Directions for this task:
Your task is to copy the listing exactly, with the pictures left out.

-- START OF Dataset content --

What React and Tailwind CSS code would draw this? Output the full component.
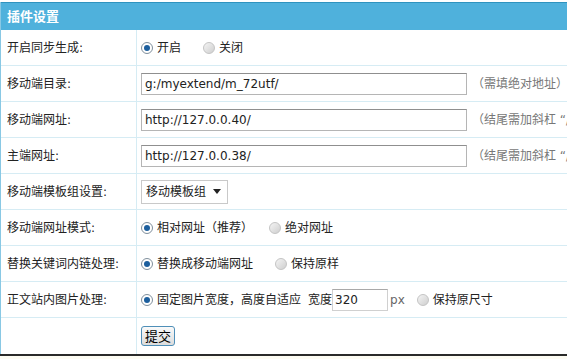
const font = { fontFamily: '"DejaVu Sans", "Noto Sans CJK SC", sans-serif' }

function Radio({ checked, label }) {
  return (
    <label className="flex items-center gap-[4px]">
      <span
        className={
          'flex h-[12px] w-[12px] items-center justify-center rounded-full border ' +
          (checked
            ? 'border-[#7f8f9c] bg-white'
            : 'border-[#c4c4c4] bg-gradient-to-br from-[#f4f4f4] to-[#cfcfcf]')
        }
      >
        {checked && <span className="h-[6px] w-[6px] rounded-full bg-[#1d5f9e]" />}
      </span>
      <span>{label}</span>
    </label>
  )
}

function Row({ label, children }) {
  return (
    <div className="flex h-[36px] border-b border-[#d6ecf4]">
      <div className="flex w-[136px] shrink-0 items-center border-r border-[#d6ecf4] pl-[6px]">{label}</div>
      <div className="flex min-w-0 flex-1 items-center whitespace-nowrap pl-[4px]">{children}</div>
    </div>
  )
}

function TextInput({ value, hint }) {
  return (
    <>
      <div className="flex h-[22px] w-[326px] shrink-0 items-center border border-[#b5b5b5] border-t-[#8f8f8f] bg-white pl-[3px] text-[12px] text-[#222]">
        {value}
      </div>
      <span className="ml-[5px] text-[12px] text-[#777]">{hint}</span>
    </>
  )
}

export default function App() {
  return (
    <div className="h-[359px] w-[567px] overflow-hidden bg-white pt-[2px] text-[12px] text-[#222]" style={font}>
      <div className="border-l border-[#89c8e4]">
        <div className="flex h-[28px] items-center border-t border-[#2f93bf] bg-[#4fb1dc] pl-[6px] text-[13px] font-bold text-white">
          插件设置
        </div>
        <Row label="开启同步生成:">
          <div className="flex gap-[22px]">
            <Radio checked label="开启" />
            <Radio label="关闭" />
          </div>
        </Row>
        <Row label="移动端目录:">
          <TextInput value="g:/myextend/m_72utf/" hint="（需填绝对地址）" />
        </Row>
        <Row label="移动端网址:">
          <TextInput value="http://127.0.0.40/" hint="（结尾需加斜杠 “/”）" />
        </Row>
        <Row label="主端网址:">
          <TextInput value="http://127.0.0.38/" hint="（结尾需加斜杠 “/”）" />
        </Row>
        <Row label="移动端模板组设置:">
          <div className="flex h-[24px] w-[87px] items-center justify-between border border-[#c9c9c9] bg-white pl-[4px] pr-[6px] text-[12px]">
            <span>移动模板组</span>
            <svg width="8" height="5" viewBox="0 0 8 5">
              <path d="M0 0h8L4 5z" fill="#222" />
            </svg>
          </div>
        </Row>
        <Row label="移动端网址模式:">
          <div className="flex gap-[16px]">
            <Radio checked label="相对网址（推荐）" />
            <Radio label="绝对网址" />
          </div>
        </Row>
        <Row label="替换关键词内链处理:">
          <div className="flex gap-[22px]">
            <Radio checked label="替换成移动端网址" />
            <Radio label="保持原样" />
          </div>
        </Row>
        <Row label="正文站内图片处理:">
          <Radio checked label="固定图片宽度，高度自适应" />
          <span className="ml-[7px]">宽度</span>
          <div className="flex h-[22px] w-[56px] items-center border border-[#d0d0d0] border-t-[#a9a9a9] bg-white pl-[2px]">
            320
          </div>
          <span className="ml-[2px] text-[#666]">px</span>
          <span className="ml-[12px]">
            <Radio label="保持原尺寸" />
          </span>
        </Row>
        <div className="flex h-[36px]">
          <div className="w-[136px] shrink-0 border-r border-[#d6ecf4]" />
          <div className="flex items-center pl-[4px]">
            <button className="h-[20px] rounded-[3px] border border-[#4f8fb8] bg-gradient-to-b from-[#fafafa] to-[#dcdcdc] px-[3px] text-[13px] leading-none text-black">
              提交
            </button>
          </div>
        </div>
      </div>
      <div className="h-[2px] bg-[#2a2a2a]" />
      <div className="h-[3px] bg-[#fdfcf3]" />
    </div>
  )
}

-- END OF Dataset content --

Correct answer:
What React and Tailwind CSS code would draw this? Output the full component.
const font = { fontFamily: '"DejaVu Sans", "Noto Sans CJK SC", sans-serif' }

function Radio({ checked, label }) {
  return (
    <label className="flex items-center gap-[4px]">
      <span
        className={
          'flex h-[12px] w-[12px] items-center justify-center rounded-full border ' +
          (checked
            ? 'border-[#7f8f9c] bg-white'
            : 'border-[#c4c4c4] bg-gradient-to-br from-[#f4f4f4] to-[#cfcfcf]')
        }
      >
        {checked && <span className="h-[6px] w-[6px] rounded-full bg-[#1d5f9e]" />}
      </span>
      <span>{label}</span>
    </label>
  )
}

function Row({ label, children }) {
  return (
    <div className="flex h-[36px] border-b border-[#d6ecf4]">
      <div className="flex w-[136px] shrink-0 items-center border-r border-[#d6ecf4] pl-[6px]">{label}</div>
      <div className="flex min-w-0 flex-1 items-center whitespace-nowrap pl-[4px]">{children}</div>
    </div>
  )
}

function TextInput({ value, hint }) {
  return (
    <>
      <div className="flex h-[22px] w-[326px] shrink-0 items-center border border-[#b5b5b5] border-t-[#8f8f8f] bg-white pl-[3px] text-[12px] text-[#222]">
        {value}
      </div>
      <span className="ml-[5px] text-[12px] text-[#777]">{hint}</span>
    </>
  )
}

export default function App() {
  return (
    <div className="h-[359px] w-[567px] overflow-hidden bg-white pt-[2px] text-[12px] text-[#222]" style={font}>
      <div className="border-l border-[#89c8e4]">
        <div className="flex h-[28px] items-center border-t border-[#2f93bf] bg-[#4fb1dc] pl-[6px] text-[13px] font-bold text-white">
          插件设置
        </div>
        <Row label="开启同步生成:">
          <div className="flex gap-[22px]">
            <Radio checked label="开启" />
            <Radio label="关闭" />
          </div>
        </Row>
        <Row label="移动端目录:">
          <TextInput value="g:/myextend/m_72utf/" hint="（需填绝对地址）" />
        </Row>
        <Row label="移动端网址:">
          <TextInput value="http://127.0.0.40/" hint="（结尾需加斜杠 “/”）" />
        </Row>
        <Row label="主端网址:">
          <TextInput value="http://127.0.0.38/" hint="（结尾需加斜杠 “/”）" />
        </Row>
        <Row label="移动端模板组设置:">
          <div className="flex h-[24px] w-[87px] items-center justify-between border border-[#c9c9c9] bg-white pl-[4px] pr-[6px] text-[12px]">
            <span>移动模板组</span>
            <svg width="8" height="5" viewBox="0 0 8 5">
              <path d="M0 0h8L4 5z" fill="#222" />
            </svg>
          </div>
        </Row>
        <Row label="移动端网址模式:">
          <div className="flex gap-[16px]">
            <Radio checked label="相对网址（推荐）" />
            <Radio label="绝对网址" />
          </div>
        </Row>
        <Row label="替换关键词内链处理:">
          <div className="flex gap-[22px]">
            <Radio checked label="替换成移动端网址" />
            <Radio label="保持原样" />
          </div>
        </Row>
        <Row label="正文站内图片处理:">
          <Radio checked label="固定图片宽度，高度自适应" />
          <span className="ml-[7px]">宽度</span>
          <div className="flex h-[22px] w-[56px] items-center border border-[#d0d0d0] border-t-[#a9a9a9] bg-white pl-[2px]">
            320
          </div>
          <span className="ml-[2px] text-[#666]">px</span>
          <span className="ml-[12px]">
            <Radio label="保持原尺寸" />
          </span>
        </Row>
        <div className="flex h-[36px]">
          <div className="w-[136px] shrink-0 border-r border-[#d6ecf4]" />
          <div className="flex items-center pl-[4px]">
            <button className="h-[20px] rounded-[3px] border border-[#4f8fb8] bg-gradient-to-b from-[#fafafa] to-[#dcdcdc] px-[3px] text-[13px] leading-none text-black">
              提交
            </button>
          </div>
        </div>
      </div>
      <div className="h-[2px] bg-[#2a2a2a]" />
      <div className="h-[3px] bg-[#fdfcf3]" />
    </div>
  )
}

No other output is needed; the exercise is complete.